The Morrison Government has abandoned those in the arts and entertainment industry — an industry worth $112 billion per annum, writes Peter Wicks.
GREEN DAY has a song called ‘Wake Me Up When September Ends’ and for a lot of bands, performing artists and others in the entertainment industry this song may well have taken on a whole new meaning.
With many of the COVID-19 restrictions forecast to end in September, there remains a question mark over when we will be able to go see a band or venture into a theatre production.
The Morrison Government try to give the impression that they have looked after every sector of the community with their stimulus package, but that is mythology at best and an outright lie at worst.
While there have been some options for those in the arts and entertainment industry who have seen their already volatile income decimated by COVID-19, these options have been hard to navigate and virtually impossible to understand, considering the manner in which many in the industry are paid. There is a large volume of short-term casual employment, as artists and crew go from production to production — some self-employed with an ABN and payment history that wavers between feast and famine. And there are many that work freelance and as such have no employer, no ABN and no idea where their next dollar is coming from.
It must feel rather ironic for an artist like Ben Lee to be nailing the royalties of his song, ‘We’re All In This Together’ when the industry he is a part of knows that nothing could be further from reality.
The Morrison Government has treated this sector with utter contempt during this crisis. They are arguably the hardest hit sector or, at least, one of the hardest hit. Their only real rival for the hardest hit is likely the tourism industry. However, with domestic travel once again opening up that sector is starting to improve while for many in the entertainment industry, returning to work must feel like a pipe-dream.
While in New Zealand this week Jacinda Ardern announced a government-funded "arts and music recovery package", in Australia all we hear is the sound of crickets.
While visiting an empty Enmore Theatre in Sydney with Shadow Minister Tony Burke, Labor Leader Anthony Albanese stated:
“…the arts and entertainment industry has been abandoned by this Government.
These workers are being let down and left behind. They deserve a Government that fights for every job – including theirs.”
So why does the Coalition have a history of neglecting the arts industry?
There is a view among many in Coalition ranks that the arts are a luxury that only the "latte-sipping" demographic think is important.
When it comes to entertainment networks the Coalition is happy to break its promises and slash funding to the ABC, impacting program production, while at the same time financially propping up the Foxtel Network who isn’t even providing an ample tax return.
The fact is that the arts and entertainment industry in Australia is worth approximately $112 billion per annum.

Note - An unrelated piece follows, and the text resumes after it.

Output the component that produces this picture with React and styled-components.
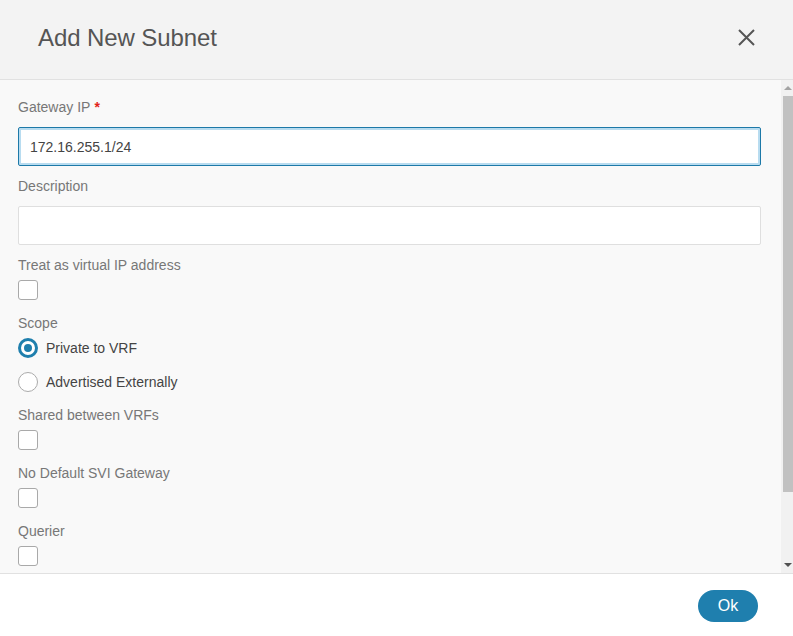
import styled, { createGlobalStyle } from 'styled-components';

const GlobalStyle = createGlobalStyle`
  html, body {
    margin: 0;
    padding: 0;
    background: #ffffff;
  }
  body {
    font-family: 'Liberation Sans', Arial, sans-serif;
    overflow: hidden;
  }
  * {
    box-sizing: border-box;
  }
`;

const Dialog = styled.div`
  width: 793px;
  height: 636px;
  display: flex;
  flex-direction: column;
  background: #fff;
`;

const Header = styled.header`
  height: 80px;
  flex-shrink: 0;
  display: flex;
  align-items: center;
  justify-content: space-between;
  padding: 0 38px 0 38px;
  background: #f3f3f3;
  border-bottom: 1px solid #e1e1e1;
`;

const Title = styled.h2`
  margin: 0;
  margin-top: -4px;
  font-size: 24px;
  font-weight: normal;
  color: #555;
  letter-spacing: -0.1px;
`;

const CloseButton = styled.button`
  width: 20px;
  height: 20px;
  padding: 0;
  margin-right: -1px;
  margin-top: -4px;
  border: none;
  background: none;
  display: flex;
  align-items: center;
  justify-content: center;
  cursor: pointer;
`;

const Body = styled.div`
  flex: 1;
  min-height: 0;
  display: flex;
  background: #f9f9f9;
`;

const Content = styled.div`
  flex: 1;
  overflow: hidden;
  padding: 17px 20px 0 18px;
`;

const Group = styled.div`
  display: flex;
  flex-direction: column;
  margin-bottom: ${({ $after = 10 }) => $after}px;
`;

const Label = styled.label`
  font-size: 14px;
  line-height: 20px;
  color: #777;
  margin-bottom: ${({ $gap }) => $gap}px;
`;

const Required = styled.span`
  color: #e2231a;
  font-weight: bold;
  margin-left: 4px;
`;

const TextInput = styled.input`
  height: 39px;
  width: 100%;
  padding: 0 11px;
  font-family: inherit;
  font-size: 14px;
  color: #444;
  background: #fff;
  border: 1px solid ${({ $focused }) => ($focused ? '#1d79a8' : '#dfdfdf')};
  border-radius: 2px;
  outline: none;
  box-shadow: ${({ $focused }) => ($focused ? 'inset 0 0 0 2px #b8dcf0' : 'none')};
`;

const CheckRow = styled.div`
  height: 23px;
`;

const Checkbox = styled.span`
  display: block;
  width: 20px;
  height: 20px;
  background: #fff;
  border: 1px solid #a9a9a9;
  border-radius: 3px;
`;

const RadioList = styled.div`
  display: flex;
  flex-direction: column;
  gap: 12px;
`;

const RadioRow = styled.div`
  display: flex;
  align-items: center;
  gap: 8px;
  height: 22px;
  font-size: 14px;
  color: #444;
`;

const Radio = styled.span`
  width: 20px;
  height: 20px;
  border-radius: 50%;
  background: #fff;
  border: ${({ $checked }) => ($checked ? '3px solid #1f7fad' : '1px solid #ababab')};
  display: flex;
  align-items: center;
  justify-content: center;
  &::after {
    content: '';
    display: ${({ $checked }) => ($checked ? 'block' : 'none')};
    width: 8px;
    height: 8px;
    border-radius: 50%;
    background: #1f7fad;
  }
`;

const ScrollTrack = styled.div`
  width: 12px;
  flex-shrink: 0;
  background: #f1f1f1;
  display: flex;
  flex-direction: column;
  align-items: flex-end;
`;

const ScrollArrow = styled.div`
  height: 16px;
  width: 10px;
  display: flex;
  align-items: center;
  justify-content: center;
`;

const Triangle = styled.span`
  width: 0;
  height: 0;
  border-left: 4px solid transparent;
  border-right: 4px solid transparent;
  ${({ $up, $color }) =>
    $up ? `border-bottom: 4px solid ${$color};` : `border-top: 4px solid ${$color};`}
`;

const Thumb = styled.div`
  width: 10px;
  height: 396px;
  background: #c1c1c1;
`;

const Spacer = styled.div`
  flex: 1;
`;

const Footer = styled.footer`
  height: 63px;
  flex-shrink: 0;
  display: flex;
  align-items: center;
  justify-content: flex-end;
  padding: 2px 35px 0 0;
  background: #fff;
  border-top: 1px solid #e1e1e1;
`;

const OkButton = styled.button`
  width: 60px;
  height: 32px;
  border: none;
  border-radius: 16px;
  background: #1f7fae;
  color: #fff;
  font-family: inherit;
  font-size: 16px;
  cursor: pointer;
`;

function CheckField({ label }) {
  return (
    <Group>
      <Label $gap={5}>{label}</Label>
      <CheckRow>
        <Checkbox />
      </CheckRow>
    </Group>
  );
}

export default function App() {
  return (
    <>
      <GlobalStyle />
      <Dialog>
        <Header>
          <Title>Add New Subnet</Title>
          <CloseButton aria-label="Close">
            <svg width="17" height="17" viewBox="0 0 17 17">
              <path d="M1 1 L16 16 M16 1 L1 16" stroke="#555" strokeWidth="2" />
            </svg>
          </CloseButton>
        </Header>
        <Body>
          <Content>
            <Group>
              <Label $gap={10}>
                Gateway IP<Required>*</Required>
              </Label>
              <TextInput $focused defaultValue="172.16.255.1/24" />
            </Group>
            <Group>
              <Label $gap={10}>Description</Label>
              <TextInput />
            </Group>
            <CheckField label="Treat as virtual IP address" />
            <Group $after={12}>
              <Label $gap={4}>Scope</Label>
              <RadioList>
                <RadioRow>
                  <Radio $checked />
                  Private to VRF
                </RadioRow>
                <RadioRow>
                  <Radio />
                  Advertised Externally
                </RadioRow>
              </RadioList>
            </Group>
            <CheckField label="Shared between VRFs" />
            <CheckField label="No Default SVI Gateway" />
            <CheckField label="Querier" />
          </Content>
          <ScrollTrack>
            <ScrollArrow>
              <Triangle $up $color="#a3a3a3" />
            </ScrollArrow>
            <Thumb />
            <Spacer />
            <ScrollArrow>
              <Triangle $color="#505050" />
            </ScrollArrow>
          </ScrollTrack>
        </Body>
        <Footer>
          <OkButton>Ok</OkButton>
        </Footer>
      </Dialog>
    </>
  );
}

That’s a fair whack of money in anyone’s language.
To put it into perspective, that is almost double the value of our coal export industry. Yet the level of focus from this Government on the coal industry is obscene in comparison — not just financially but also culturally.
Those who think that the arts aren’t an essential industry need to have their TV sets and radios confiscated until they reconsider, or be put into isolation without a Netflix subscription.

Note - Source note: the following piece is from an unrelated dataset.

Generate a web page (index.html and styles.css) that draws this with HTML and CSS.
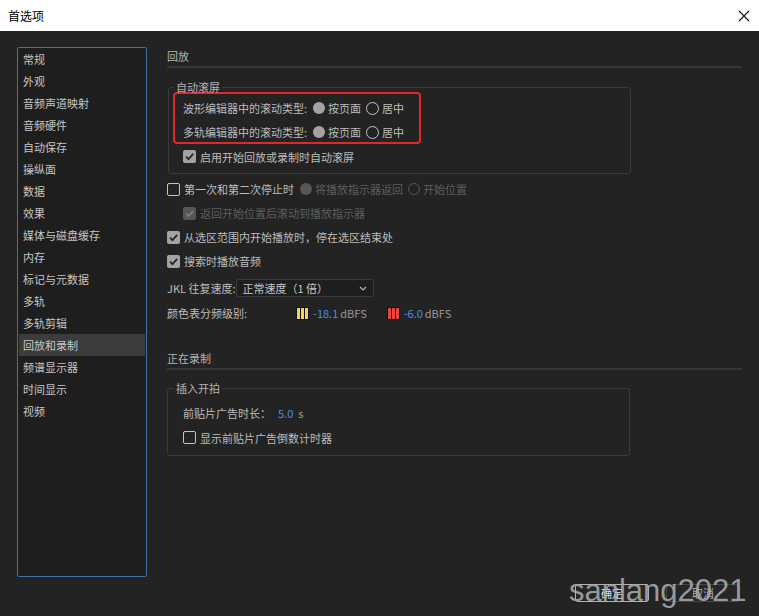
FILE: index.html
```html
<!DOCTYPE html>
<html lang="zh-CN">
<head>
<meta charset="utf-8">
<title>首选项</title>
<link rel="stylesheet" href="styles.css">
</head>
<body>
<div class="window">
  <div class="titlebar">
    <span class="title">首选项</span>
    <svg class="close" width="12" height="12" viewBox="0 0 12 12"><path d="M1 1L11 11M11 1L1 11" stroke="#111" stroke-width="1.1" fill="none"/></svg>
  </div>
  <div class="content">
    <ul class="sidebar">
      <li>常规</li>
      <li>外观</li>
      <li>音频声道映射</li>
      <li>音频硬件</li>
      <li>自动保存</li>
      <li>操纵面</li>
      <li>数据</li>
      <li>效果</li>
      <li>媒体与磁盘缓存</li>
      <li>内存</li>
      <li>标记与元数据</li>
      <li>多轨</li>
      <li>多轨剪辑</li>
      <li class="active">回放和录制</li>
      <li>频谱显示器</li>
      <li>时间显示</li>
      <li>视频</li>
    </ul>
    <div class="main">
      <div class="section-head">回放</div>
      <div class="group g1">
        <div class="group-title">自动滚屏</div>
        <div class="redbox">
          <div class="row">
            <span class="label">波形编辑器中的滚动类型:</span>
            <span class="rb on"></span><span class="opt">按页面</span>
            <span class="rb"></span><span class="opt">居中</span>
          </div>
          <div class="row">
            <span class="label">多轨编辑器中的滚动类型:</span>
            <span class="rb on"></span><span class="opt">按页面</span>
            <span class="rb"></span><span class="opt">居中</span>
          </div>
        </div>
        <div class="row in1">
          <span class="cb on"><svg viewBox="0 0 13 13"><path d="M3 6.6L5.5 9.2L10.2 3.9" /></svg></span>
          <span class="cbt">启用开始回放或录制时自动滚屏</span>
        </div>
      </div>

      <div class="rows">
        <div class="row">
          <span class="cb off"></span>
          <span class="cbt">第一次和第二次停止时</span>
          <span class="rb on dis r1"></span><span class="opt dis">将播放指示器返回</span>
          <span class="rb dis"></span><span class="opt dis">开始位置</span>
        </div>
        <div class="row in2">
          <span class="cb on dis"><svg viewBox="0 0 13 13"><path d="M3 6.6L5.5 9.2L10.2 3.9" /></svg></span>
          <span class="cbt dis">返回开始位置后滚动到播放指示器</span>
        </div>
        <div class="row">
          <span class="cb on"><svg viewBox="0 0 13 13"><path d="M3 6.6L5.5 9.2L10.2 3.9" /></svg></span>
          <span class="cbt">从选区范围内开始播放时，停在选区结束处</span>
        </div>
        <div class="row">
          <span class="cb on"><svg viewBox="0 0 13 13"><path d="M3 6.6L5.5 9.2L10.2 3.9" /></svg></span>
          <span class="cbt">搜索时播放音频</span>
        </div>
        <div class="row jkl">
          <span class="label">JKL 往复速度:</span>
          <div class="select">
            <span>正常速度（1 倍）</span>
            <svg class="chev" width="8" height="5" viewBox="0 0 8 5"><path d="M1 1L4 4L7 1" /></svg>
          </div>
        </div>
        <div class="row meters">
          <span class="label">颜色表分频级别:</span>
          <svg class="meter m1" width="13" height="13" viewBox="0 0 13 13"><rect width="13" height="13" fill="#111"/><rect x="1" y="1" width="3" height="11" fill="#f2d35a"/><rect x="5" y="1" width="3" height="11" fill="#f2d35a"/><rect x="9" y="1" width="3" height="11" fill="#f2d35a"/></svg>
          <span class="num">-18.1</span><span class="unit">dBFS</span>
          <svg class="meter m2" width="13" height="13" viewBox="0 0 13 13"><rect width="13" height="13" fill="#111"/><rect x="1" y="1" width="3" height="11" fill="#e8473f"/><rect x="5" y="1" width="3" height="11" fill="#e8473f"/><rect x="9" y="1" width="3" height="11" fill="#e8473f"/></svg>
          <span class="num">-6.0</span><span class="unit">dBFS</span>
        </div>
      </div>

      <div class="section-head rec">正在录制</div>
      <div class="group g2">
        <div class="group-title">插入开拍</div>
        <div class="row tall">
          <span class="label">前贴片广告时长：</span>
          <span class="num val">5.0</span><span class="unit s">s</span>
        </div>
        <div class="row tall">
          <span class="cb off"></span>
          <span class="cbt">显示前贴片广告倒数计时器</span>
        </div>
      </div>
    </div>
  </div>
  <div class="footer">
    <button class="btn primary">确定</button>
    <button class="btn">取消</button>
  </div>
  <div class="watermark">sanlang2021</div>
</div>
</body>
</html>
```

FILE: styles.css
```css
html, body {
  margin: 0;
  padding: 0;
  background: #232323;
}
body {
  font-family: "Noto Sans CJK SC", "Noto Sans", sans-serif;
  font-size: 11px;
  color: #c2c2c2;
}
.window {
  position: relative;
  width: 759px;
  height: 616px;
  overflow: hidden;
  background: #232323;
}
.titlebar {
  height: 31px;
  background: #ffffff;
  display: flex;
  align-items: center;
  justify-content: space-between;
  padding: 0 9px 0 8px;
  box-sizing: border-box;
}
.title {
  font-size: 12px;
  color: #000;
}
.close {
  display: block;
}
.content {
  display: flex;
  padding: 16px 0 0 17px;
  gap: 20px;
}
.sidebar {
  list-style: none;
  margin: 0;
  padding: 0 1px;
  width: 130px;
  height: 530px;
  box-sizing: border-box;
  border: 1px solid #3f72a8;
  border-radius: 2px;
  background: #1e1e1e;
}
.sidebar li {
  height: 22px;
  line-height: 22px;
  padding-left: 4px;
  color: #c6c6c6;
  white-space: nowrap;
}
.sidebar li.active {
  background: #3c3c3c;
}
.main {
  width: 575px;
}
.section-head {
  height: 19px;
  line-height: 19px;
  border-bottom: 2px solid #363636;
  color: #b4b4b4;
}
.section-head.rec {
  margin-top: 24px;
}
.group {
  width: 463px;
  box-sizing: border-box;
  border: 1px solid #3a3a3a;
  border-radius: 3px;
}
.g1 {
  margin: 19px 0 0 1px;
  padding: 0 0 5px 4px;
}
.g2 {
  margin-top: 18px;
  padding: 0 0 5px 15px;
}
.group-title {
  width: fit-content;
  line-height: 14px;
  height: 14px;
  padding: 0 2px;
  background: #232323;
  color: #b4b4b4;
}
.g1 .group-title {
  margin: -8px 0 -2px 1px;
}
.g2 .group-title {
  margin: -8px 0 5px -9px;
}
.redbox {
  width: 248px;
  height: 52px;
  box-sizing: border-box;
  border: 2px solid #e3262b;
  border-radius: 4px;
  padding: 2px 0 0 8px;
  margin-bottom: 1px;
}
.row {
  display: flex;
  align-items: center;
  height: 24px;
  white-space: nowrap;
}
.g1 .row.in1 {
  height: 23px;
  padding-left: 10px;
}
.row.tall {
  height: 25px;
}
.rows {
  margin-top: 3px;
}
.row.in2 {
  padding-left: 16px;
}
.label {
  color: #bdbdbd;
}
.rb {
  width: 12px;
  height: 12px;
  border-radius: 50%;
  box-sizing: border-box;
  border: 1.5px solid #c4c4c4;
  margin: 0 3px 0 5px;
  flex: none;
}
.rb.on {
  border: none;
  background: #a2a2a2;
  margin-left: 6px;
}
.redbox .rb:not(.on) {
  width: 13px;
  height: 13px;
}
.rb.dis {
  border-color: #575757;
}
.rb.on.dis {
  background: #575757;
}
.rb.r1 {
  margin-left: 6px;
}
.opt {
  color: #bdbdbd;
}
.dis {
  color: #5e5e5e;
}
.cb {
  width: 13px;
  height: 13px;
  box-sizing: border-box;
  border-radius: 2px;
  flex: none;
  margin-right: 4px;
}
.cb.off {
  border: 1.5px solid #c4c4c4;
}
.cb.on {
  background: #a3a3a3;
}
.cb svg {
  display: block;
  width: 13px;
  height: 13px;
}
.cb svg path {
  fill: none;
  stroke: #262626;
  stroke-width: 1.8;
}
.cb.on.dis {
  background: #565656;
}
.cb.on.dis svg path {
  stroke: #7c7c7c;
}
.cbt {
  color: #bdbdbd;
}
.cbt.dis {
  color: #5e5e5e;
}
.row.jkl {
  margin-top: 3px;
}
.select {
  margin-left: 0;
  width: 138px;
  height: 18px;
  box-sizing: border-box;
  border: 1px solid #3a3a3a;
  border-radius: 2px;
  background: #1e1e1e;
  display: flex;
  align-items: center;
  justify-content: space-between;
  padding: 0 6px 0 6px;
  color: #c8c8c8;
}
.chev path {
  fill: none;
  stroke: #b8b8b8;
  stroke-width: 1.1;
}
.row.meters {
  margin-top: 1px;
}
.meter {
  flex: none;
  display: block;
}
.m1 {
  margin-left: 49px;
  margin-right: 4px;
}
.m2 {
  margin-left: 20px;
  margin-right: 4px;
}
.num {
  color: #4a8fe2;
  margin-right: 2px;
}
.unit {
  color: #9a9a9a;
}
.val {
  margin-left: 7px;
  margin-right: 5px;
}
.footer {
  display: flex;
  justify-content: flex-end;
  gap: 17px;
  padding-right: 19px;
  margin-top: 7px;
}
.btn {
  width: 74px;
  height: 18px;
  box-sizing: border-box;
  border: 1px solid #464646;
  border-radius: 3px;
  background: #262626;
  font-family: "Noto Sans CJK SC", "Noto Sans", sans-serif;
  font-size: 11px;
  color: #a8b0c8;
  padding: 0;
  line-height: 16px;
}
.btn.primary {
  border-color: #b4b4b4;
  color: #d8e0f4;
}
.watermark {
  position: absolute;
  left: 569px;
  top: 575px;
  font-family: "Liberation Sans", sans-serif;
  font-size: 31px;
  line-height: 31px;
  color: rgba(170, 170, 170, 0.88);
  white-space: nowrap;
}
```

We all listen to music, we all watch films and television.
Come election time, you can wager that the Liberals will be hoping the industry will have forgotten the Government that branded their contribution to our country insignificant and extended a hand to other sectors and a middle finger to theirs.
Australian artists have incredible and unique stories to tell and it is vital that as a country we support them and the crews that bring these stories to life.
When the chips are down it is our entertainers that are the first in line to help out in a crisis. Whether it is bushfire relief concerts, appearances at telethons for hospitals, or charity comedy festivals we can always rely on the generosity of those in this industry. Now, in their time of need, the Morrison Government has chosen to turn its back on the sector.
For those that do care about live music, you can do what the Morrison Government has failed to do and help out by supporting organisations such as Support Act and following their news for updates and ways to assist our local music industry. Support Act also provides a crisis support helpline for those in the industry doing it tough.
For those in the arts trying to navigate the minefield that the Government has left you to struggle through for support, you can contact the Media Entertainment and Arts Alliance who have experts that can assist you.
These people tell our stories and provide the soundtrack to our lives.
To me, that’s the essence of "essential".